Many years later, I sit on the back porch of my own home in the small town where we live at the edge of a larger city. My daughter is playing with our dog in the yard, and her laughter echoes as she tosses him a ball and he catches it in mid-air. It’s August, and bumblebees buzz around the bee balm in my butterfly garden. I realize I have not seen one butterfly all summer like any that flocked to the fields behind my grandmother’s cottage. Back then, there were red admirals with distinct bands of red wrapping their wings, tawny crescents, and mysterious dark purple mourning cloaks. Brown elfins fluttered over blueberries and willow catkins, and the Great Spangled Fritillary perched jauntily on clusters of black-eyed Susan. I recall Grandmother’s words, and I realize she was right. Although she did not know what it would be called, global warming is slowly killing all the butterflies, and it is a privilege now to encounter their ethereal beauty.
The patience my grandmother taught me has served me well through the years. While my daughter was growing up, I took her for long walks through the wooded area behind our home in Northern Michigan, naming the fields of spring flowers, or sitting on a rock by Lake Superior explaining how the great glaciers shaped and carved our land. We pressed wildflower sprigs between pages of her picture books and glued bright autumn leaves into a scrapbook. I consulted my Trees of Michigan guide, and we sat cross-legged on the floor matching the leaves to their names.
Senara is seventeen now and living with her father up north. As she entered her teenage years, her interests centered more on clothes, television shows, and spending time with her friends. When she comes home for visits in the summer, she sits for hours in front of a computer screen chatting online, or curls up on her bed with her cell phone, texting messages back and forth to her boyfriend. I worry she is forgetting my teachings about nature and no longer noticing or finding harmony in the beauty surrounding her: spring rain, a full moon sailing above the trees at night, the first red-winged blackbird swooping down when there is still a trace of snow on the ground.
She attends high school where we used to live in the Upper Peninsula of Michigan. The other evening she called me as she was driving home. It was late at night and dark along her road, so she kept the speakerphone on until she reached her dad’s house safely. When she got out of the car, she was suddenly silent.
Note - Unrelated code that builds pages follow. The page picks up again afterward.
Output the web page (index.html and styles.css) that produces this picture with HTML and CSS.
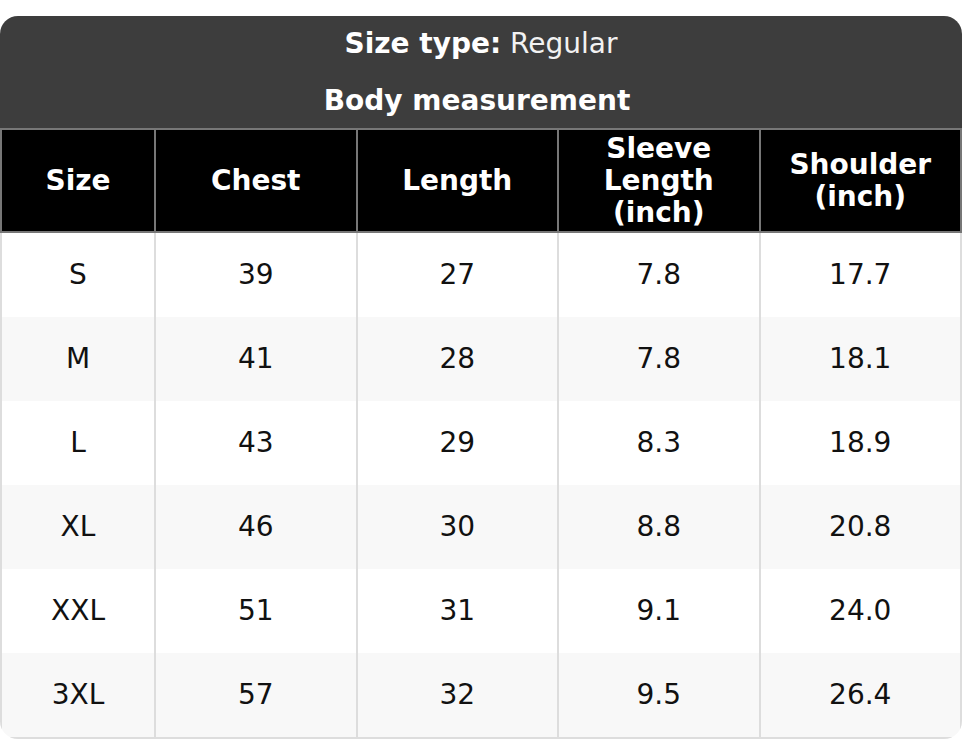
FILE: index.html
```html
<!DOCTYPE html>
<html lang="en">
<head>
<meta charset="utf-8">
<title>Size chart</title>
<link rel="stylesheet" href="styles.css">
</head>
<body>
<div class="chart">
  <div class="chart-head">
    <div class="chart-line"><strong>Size type:</strong>&nbsp;<span class="type">Regular</span></div>
    <div class="chart-line chart-sub"><strong>Body measurement</strong></div>
  </div>
  <table class="sizes">
    <colgroup>
      <col class="c-size">
      <col class="c-val">
      <col class="c-val">
      <col class="c-val">
      <col class="c-val">
    </colgroup>
    <thead>
      <tr>
        <th>Size</th>
        <th>Chest</th>
        <th>Length</th>
        <th>Sleeve Length (inch)</th>
        <th>Shoulder (inch)</th>
      </tr>
    </thead>
    <tbody>
      <tr><td>S</td><td>39</td><td>27</td><td>7.8</td><td>17.7</td></tr>
      <tr><td>M</td><td>41</td><td>28</td><td>7.8</td><td>18.1</td></tr>
      <tr><td>L</td><td>43</td><td>29</td><td>8.3</td><td>18.9</td></tr>
      <tr><td>XL</td><td>46</td><td>30</td><td>8.8</td><td>20.8</td></tr>
      <tr><td>XXL</td><td>51</td><td>31</td><td>9.1</td><td>24.0</td></tr>
      <tr><td>3XL</td><td>57</td><td>32</td><td>9.5</td><td>26.4</td></tr>
    </tbody>
  </table>
</div>
</body>
</html>
```
FILE: styles.css
```css
html, body {
  margin: 0;
  padding: 0;
  background: #ffffff;
}

body {
  font-family: "DejaVu Sans", "Noto Sans", sans-serif;
  color: #111111;
}

.chart {
  margin-top: 16px;
  width: 962px;
  border-radius: 18px;
  overflow: hidden;
  background: #ffffff;
}

.chart-head {
  background: #3d3d3d;
  color: #ffffff;
  font-size: 28px;
}

.chart-line {
  height: 56px;
  display: flex;
  align-items: center;
  justify-content: center;
  white-space: nowrap;
}

.chart-line:first-child {
  padding-bottom: 2px;
  height: 54px;
}

.chart-sub {
  padding-right: 8px;
}

.chart-line strong {
  font-weight: bold;
}

.type {
  font-weight: normal;
  color: #f2f2f2;
}

.sizes {
  width: 100%;
  border-collapse: collapse;
  table-layout: fixed;
  font-size: 28px;
}

.c-size {
  width: 154px;
}

.sizes th {
  background: #000000;
  color: #ffffff;
  font-weight: bold;
  border: 2px solid #777777;
  height: 101px;
  line-height: 32px;
  padding: 0 10px;
  text-align: center;
  vertical-align: middle;
}

.sizes td {
  height: 84px;
  padding: 0 8px;
  text-align: center;
  vertical-align: middle;
  border-left: 2px solid #dddddd;
  border-right: 2px solid #dddddd;
  line-height: 32px;
}

.sizes tbody tr:nth-child(even) td {
  background: #f8f8f8;
}

.sizes tbody tr:last-child td {
  border-bottom: 2px solid #dddddd;
}
```
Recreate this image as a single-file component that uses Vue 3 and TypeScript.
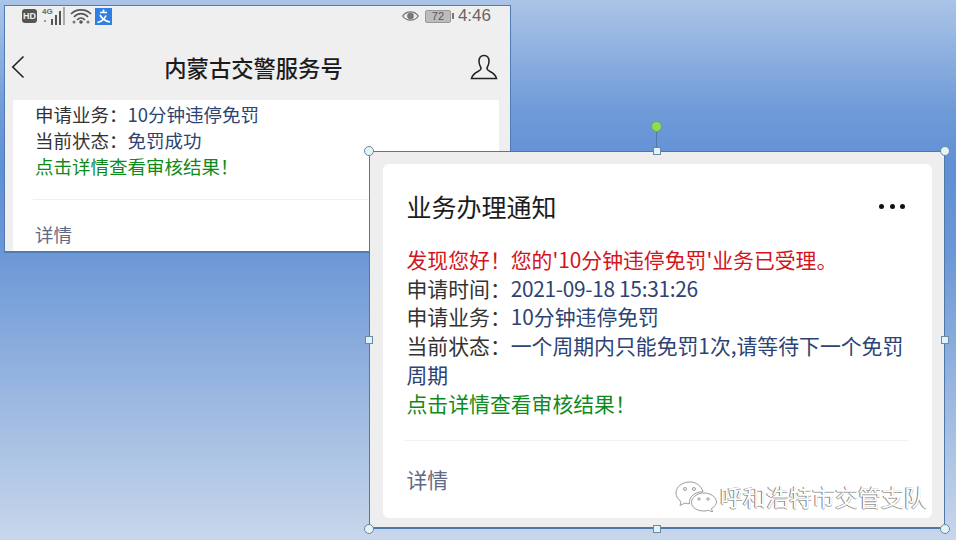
<template>
  <div class="desktop">
    <!-- phone screenshot at the back -->
    <section class="phone">
      <div class="status">
        <div class="status-left">
          <span class="hd">HD</span>
          <svg class="signal" width="26" height="20" viewBox="0 0 26 20">
            <text x="0" y="8" class="net">4G</text>
            <rect x="2" y="14" width="2" height="2" fill="#9a9a9a" />
            <rect x="9" y="13" width="2" height="6" fill="#555" />
            <rect x="13" y="9" width="2" height="10" fill="#555" />
            <rect x="17" y="5" width="2" height="14" fill="#555" />
            <rect x="21" y="1" width="2" height="18" fill="#aaa" />
          </svg>
          <svg class="wifi" width="22" height="18" viewBox="0 0 22 18" fill="none" stroke="#555" stroke-width="1.6">
            <path d="M1 7C6 1.500 16 1.500 21 7" />
            <path d="M4 10C8 5.500 14 5.500 18 10" />
            <path d="M7 13C9.500 10.500 12.500 10.500 15 13" />
            <circle cx="4" cy="15" r="1.500" fill="#777" stroke="none" />
            <circle cx="11" cy="15" r="1.800" fill="#555" stroke="none" />
            <circle cx="18" cy="15" r="1.500" fill="#777" stroke="none" />
          </svg>
          <span class="translate">
            <svg width="17" height="17" viewBox="0 0 17 17" fill="none" stroke="#fff" stroke-width="1.700">
              <path d="M5 4.500H12M8.500 1.500V4.500M11 7.500C9.500 11 6.500 13.500 2.500 14.500M5 7C7 11 10 13 15 14" />
            </svg>
          </span>
        </div>
        <div class="status-right">
          <svg width="17" height="12" viewBox="0 0 17 12">
            <path d="M.7 6C4.500.5 12.500.5 16.300 6 12.500 11.500 4.500 11.500.7 6Z" fill="none" stroke="#777" stroke-width="1.300" />
            <circle cx="8.500" cy="6" r="3.300" fill="#777" />
          </svg>
          <span class="battery">72</span>
          <span class="battery-tip"></span>
          <span class="clock">4:46</span>
        </div>
      </div>
      <header class="phone-nav">
        <svg class="back" width="14" height="24" viewBox="0 0 14 24" fill="none" stroke="#222" stroke-width="1.600">
          <path d="M12.500 1.500 1.800 12 12.500 22.500" />
        </svg>
        <h1>内蒙古交警服务号</h1>
        <svg width="28" height="26" viewBox="0 0 28 26" fill="none" stroke="#222" stroke-width="1.500">
          <path d="M14 1.500C10.500 1.500 9 4 9 7.500C9 10.500 10.500 12.500 11 14C11.300 15.500 10 16.500 8 17.500C5 19 2.500 20.500 1.500 24.500H26.500C25.500 20.500 23 19 20 17.500C18 16.500 16.700 15.500 17 14C17.500 12.500 19 10.500 19 7.500C19 4 17.500 1.500 14 1.500Z" />
        </svg>
      </header>
      <article class="phone-card">
        <p>申请业务：<span class="value">10分钟违停免罚</span></p>
        <p>当前状态：<span class="value">免罚成功</span></p>
        <p class="green">点击详情查看审核结果！</p>
        <hr />
        <a class="more">详情</a>
      </article>
    </section>

    <!-- selected picture on top, with its handles -->
    <section class="notice">
      <article class="notice-card">
        <div class="notice-head">
          <h2>业务办理通知</h2>
          <div class="dots"><i></i><i></i><i></i></div>
        </div>
        <p class="red">发现您好！您的'10分钟违停免罚'业务已受理。</p>
        <p>申请时间：<span class="value date">2021-09-18 15:31:26</span></p>
        <p>申请业务：<span class="value">10分钟违停免罚</span></p>
        <p>当前状态：<span class="value">一个周期内只能免罚1次,请等待下一个免罚周期</span></p>
        <p class="green">点击详情查看审核结果！</p>
        <hr />
        <a class="more">详情</a>
      </article>

      <span class="rotate-line"></span>
      <span class="rotate"></span>
      <span v-for="h in handles" :key="h" class="handle" :class="h"></span>

      <div class="watermark">
        <svg width="46" height="32" viewBox="0 0 46 32" fill="rgba(255,255,255,.25)" stroke="#9c9c9c" stroke-width="1">
          <path d="M16 2C8 2 2 7 2 13C2 16.500 4 19.500 7 21.500L6 25.500L11 23C12.500 23.500 14 23.700 15.500 23.700C14.500 17 21 11.500 29 11.800C27.500 6 22 2 16 2Z" />
          <path d="M30 13C23 13 17.500 17.500 17.500 22.500C17.500 27.500 23 31 30 31C31.500 31 33 30.800 34.500 30.300L38.500 32L37.500 28.500C40.500 26.500 42.500 24.500 42.500 22C42.500 17.500 37 13 30 13Z" />
          <circle cx="11" cy="9" r="1.500" />
          <circle cx="20" cy="9" r="1.500" />
          <circle cx="25" cy="19" r="1.200" />
          <circle cx="34" cy="19" r="1.200" />
        </svg>
        <span>呼和浩特市交管支队</span>
      </div>
    </section>
  </div>
</template>

<script setup lang="ts">
const handles = ['tl', 'tm', 'tr', 'ml', 'mr', 'bl', 'bm', 'br']
</script>

<style>
html,
body {
  margin: 0;
  overflow: hidden;
}
</style>

<style scoped>
.desktop {
  position: relative;
  width: 956px;
  height: 540px;
  overflow: hidden;
  background: linear-gradient(180deg, #abc4e7 0, #6f9bd8 110px, #5f8fd5 170px, #6b97d6 250px, #c8d7eb 540px);
  font-family: "Noto Sans CJK SC", "Noto Sans", sans-serif;
}

p,
h1,
h2,
hr {
  margin: 0;
}

.value {
  color: #2d4373;
}

.date {
  letter-spacing: -0.3px;
}

.green {
  color: #0f8a1c;
}

.red {
  color: #d3141c;
}

.more {
  color: #616a85;
}

/* back window */
.phone {
  position: absolute;
  left: 4px;
  top: 5px;
  box-sizing: border-box;
  width: 507px;
  height: 248px;
  display: flex;
  flex-direction: column;
  background: #efefef;
  border: 1px solid #4f7cb5;
  border-bottom-width: 2px;
}

.status {
  display: flex;
  justify-content: space-between;
  align-items: center;
  height: 20px;
  padding: 0 19px 0 17px;
}

.status-left,
.status-right {
  display: flex;
  align-items: center;
}

.hd {
  width: 15px;
  height: 14px;
  margin-right: 5px;
  border-radius: 3px;
  background: #555;
  color: #eee;
  font: 700 9px/14px "Liberation Sans", sans-serif;
  text-align: center;
}

.net {
  font: 700 8px "Liberation Sans", sans-serif;
  fill: #666;
}

.wifi {
  margin: 0 3px 0 2px;
}

.translate {
  display: flex;
  width: 17px;
  height: 17px;
  background: #2f7fe0;
}

.battery {
  width: 26px;
  height: 13px;
  margin-left: 6px;
  box-sizing: border-box;
  border: 1px solid #999;
  border-radius: 2px;
  background: #bcbcbc;
  color: #555;
  font: 11px/11px "Liberation Sans", sans-serif;
  text-align: center;
}

.battery-tip {
  width: 2px;
  height: 6px;
  margin: 0 4px 0 1px;
  background: #777;
}

.clock {
  color: #666;
  font: 17px "Liberation Sans", sans-serif;
}

.phone-nav {
  display: flex;
  justify-content: space-between;
  align-items: center;
  height: 74px;
  padding: 8px 12px 0 6px;
  box-sizing: border-box;
}

.phone-nav h1 {
  margin-left: 12px;
  font-size: 22.300px;
  font-weight: 500;
  color: #1c1c1c;
}

.phone-card {
  flex: 1;
  margin: 0 11px 0 8px;
  padding: 1px 22px 0 22px;
  background: #fff;
  font-size: 18.500px;
  line-height: 26px;
  color: #333;
}

.phone-card hr {
  margin: 20px 0 21px -2px;
  border: 0;
  border-top: 1px solid #f0f0f0;
}

.phone-card .more {
  display: block;
  line-height: 26px;
}

/* front window */
.notice {
  position: absolute;
  left: 369px;
  top: 151px;
  box-sizing: border-box;
  width: 576px;
  height: 378px;
  padding: 12px 12px 9px 13px;
  display: flex;
  background: #eeeeee;
  border: 1px solid #4f77a8;
  border-bottom-width: 2px;
}

.notice-card {
  flex: 1;
  padding: 0 23px 0 23.500px;
  background: #fff;
  border-radius: 6px;
  font-size: 20.850px;
  line-height: 28.700px;
  color: #333;
}

.notice-head {
  display: flex;
  justify-content: space-between;
  align-items: center;
  height: 81px;
  padding-top: 4px;
  box-sizing: border-box;
}

.notice-head h2 {
  font-size: 25px;
  font-weight: 400;
  color: #1c1c1c;
}

.dots {
  display: flex;
  gap: 5.500px;
  margin-right: 4px;
}

.dots i {
  width: 5px;
  height: 5px;
  border-radius: 50%;
  background: #111;
}

.notice-card hr {
  margin: 23px 0 24px -2px;
  border: 0;
  border-top: 1px solid #f1f1f1;
}

.notice-card .more {
  display: block;
}

.rotate-line {
  position: absolute;
  left: 286px;
  top: -27px;
  width: 1px;
  height: 26px;
  background: #4f77a8;
}

.rotate {
  position: absolute;
  left: 281px;
  top: -31px;
  box-sizing: border-box;
  width: 11px;
  height: 11px;
  border-radius: 50%;
  border: 1px solid #6fa24a;
  background: #8fdc52;
}

.handle {
  position: absolute;
  box-sizing: border-box;
  width: 8px;
  height: 8px;
  border: 1px solid #6a8aa0;
  background: #e2f1fb;
}

.tl,
.tr,
.bl,
.br {
  width: 10px;
  height: 10px;
  border-radius: 50%;
  background: #e6f2f8;
}

.tl { left: -6px; top: -6px; }
.tm { left: 282.500px; top: -5px; }
.tr { right: -6px; top: -6px; }
.ml { left: -5px; top: 184px; }
.mr { right: -5px; top: 184px; }
.bl { left: -6px; bottom: -7px; }
.bm { left: 282.500px; bottom: -6px; }
.br { right: -6px; bottom: -7px; }

.watermark {
  position: absolute;
  left: 304px;
  top: 328px;
  display: flex;
  align-items: center;
  gap: 0;
  color: #fff;
  font-size: 23px;
  line-height: 32px;
  text-shadow: -1px 0 0 #7c7c7c, 0 1px 0 #a8a8a8;
  white-space: nowrap;
}
</style>
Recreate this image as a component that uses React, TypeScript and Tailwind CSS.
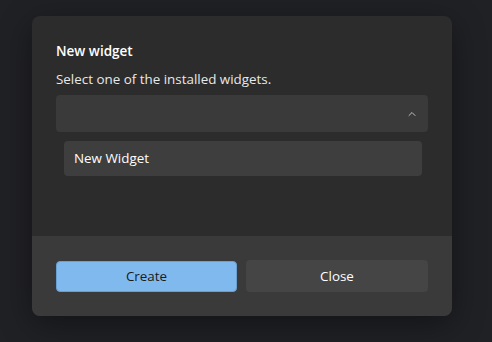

“Are you still there?” I ask. I could hear the soft rustle of her clothes and crunch of her boots in the snow.
“Yes,” she says. “I was just looking up at the sky. Mom, it’s so beautiful. The stars are so brilliant tonight. It’s amazing!”
I turn off my kitchen light and go out on the back deck in the chill air. The constellations are not as clear as up north due to the nearby lights of the city, but she is right – the sky is filled with stars.
“If you wait a while, you might see a shooting star,” I tell her.
“Maybe, you will see the same one,” she says.
As we stand waiting patiently, separated by distance, in different latitudes, I feel my grandmother’s presence. I remember her sending me sky charts during the winter months and naming the constellations when we sat on her porch in the summer dark.
I visualize Senara, hair tucked under her Stormy Kromer hat, one hand covered by a wooly mitten shading her eyes as she tilts her head back. I wonder—if I were with her, would I see her the same way my grandmother saw me? Does my daughter hear me the way I heard my grandmother? There is, however, one thing I do know: Grandmother’s teachings are alive tonight as we gaze up at the stars.